Los jueces parecen haber saltado a la palestra en una especie de revolución reaccionaria en la que cada quien ha elegido interpretar a su propio personaje. Jueces-estrella, obsesionados con su visibilidad y proyección pública; jueces-hércules, que vienen a redimirnos de los bulos y las mentiras de la política; jueces-prevaricadores, que trabajan para las ramas facciosas de las formaciones y empresarios que les aúpan. Por supuesto, hay también muy buenos jueces, pero llama poderosamente la atención que sea esta tipología la que haya ocupado y/o cooptado buena parte del escalafón.

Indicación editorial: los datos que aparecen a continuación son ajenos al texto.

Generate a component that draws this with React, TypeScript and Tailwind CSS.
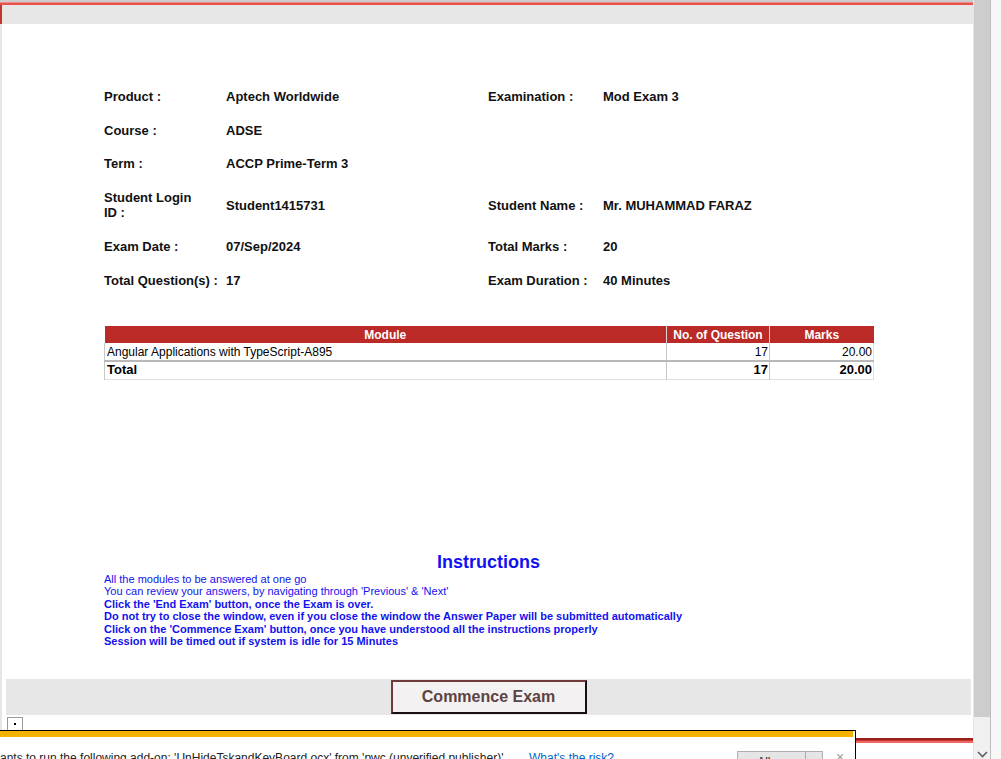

Los jueces no son ni pueden ser la “boca muda que pronuncia la ley”. Las normas no se acatan ciegamente ni se aplican de manera mecánica. En un Estado constitucional se espera de ellos que funcionen como un poder contramayoritario, que canalicen el descontento, que protejan a las minorías injustamente marginadas, que limiten los excesos y la prepotencia del legislativo y el ejecutivo, y, en definitiva, que embriden firmemente al Parlamento. Está claro que una Constitución exuberante en derechos requiere que los jueces hablen con voz propia y que, incluso, participen activamente de la creación del Derecho. El problema es que ese “empoderamiento” judicial no consiste en hacer valer sus preferencias subjetivas y sus patologías bajo el paraguas de procedimientos descontrolados y argumentaciones delirantes. Su misión es la de garantizar nuestros derechos fundamentales y defender nuestras instituciones democráticas, no la de boicotearlas. Y si lo que quieren es hacer una revolución política (del signo que sea), que se presenten a las elecciones. En México es ya su única alternativa.